I'm on a Mac where the system compiler doesn't support OpenMP. I'll use gcc from MacPorts to be able to use OpenMP.

$CCompiler = {"Compiler" -> CCompilerDriver`GenericCCompiler`GenericCCompiler, 
   "CompilerInstallation" -> "/opt/local/bin", 
   "CompilerName" -> "g++-mp-5", 
   "SystemCompileOptions" -> 
    "-O3 -m64 -fPIC -framework Foundation -framework mathlink"};

SetDirectory[$TemporaryDirectory];
code = "
  #include <cmath>

  inline double sqr(double x) { return x*x; }

  struct DistMatrix {
    mma::RealTensorRef distMat(mma::RealMatrixRef a, mma::RealMatrixRef b) {
        mma::RealMatrixRef mat = mma::makeMatrix<double>(a.rows(), b.rows());
        #pragma omp parallel for
        for (mint i=0; i < a.rows(); ++i)
            for (mint j=0; j < b.rows(); ++j)
                mat(i, j) = std::hypot(a(i,0) - b(j,0), a(i,1) - b(j,1));
        return mat;
    }
  };
  ";
Export["DistMatrix.h", code, "String"];


tem = LClass[
   "DistMatrix", 
    {LFun["distMat", {{Real, 2, "Constant"}, {Real, 2, "Constant"}}, {Real, 2}]}
];

CompileTemplate[tem, 
 "CompileOptions" -> {"-std=c++14", "-fopenmp"}]

LoadTemplate[tem]

obj = Make["DistMatrix"];

dm4 = obj@"distMat"[pts, pts]; // AbsoluteTiming
(* {0.062397, Null} *)

dm1 == dm4
(* True *)

Answer 4

This is another vectorized approach which is an order of magnitude faster than using Outer, but about 1.5 times slower than Leonid's answer:

dist = With[{c = ConstantArray[Dot[#, #] & /@ pts, {Length@pts}]},
    c + Transpose@c - 2 pts . Transpose@pts // Sqrt];

Answer 5

This is a good case that can sped up with FunctionCompile.

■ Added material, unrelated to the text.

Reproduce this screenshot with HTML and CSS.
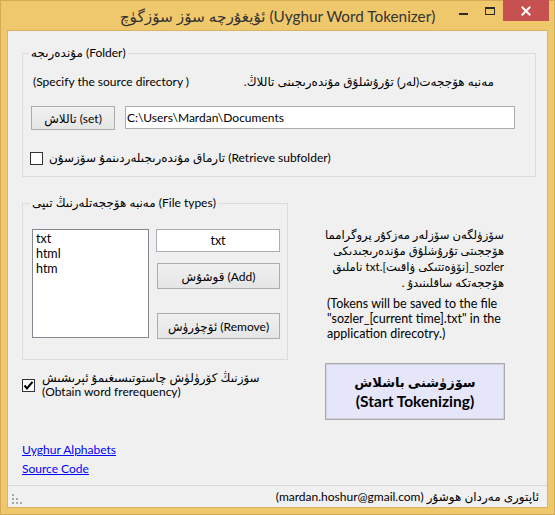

My starting point is Leonid's code from his accepted answer:

pts = RandomVariate[NormalDistribution[], {10000, 2}];
AbsoluteTiming[
 d1 = With[{tr = Transpose[pts]}, 
    Function[point, Sqrt[Total[(point - tr)^2]]] /@ pts];]

Gives: {1.7097, Null}

Write the code as a function, with typed arguments:

f = 
  Function[{Typed[pts, TypeSpecifier["PackedArray"]["Real64", 2]]},
   With[{tr = Transpose[pts]}, Map[Sqrt[Total[(# - tr)^2]] &, pts]]];
AbsoluteTiming[d2 = f[pts];]

Gives a similar timing: {1.70066, Null}

Use FunctionCompile to compile it:

cf = FunctionCompile[f];
AbsoluteTiming[d3 = cf[pts];]

Gives a 2-3x speedup: {0.51376, Null}

Check that all the results are the same:

d1 == d2 == d3

Gives: True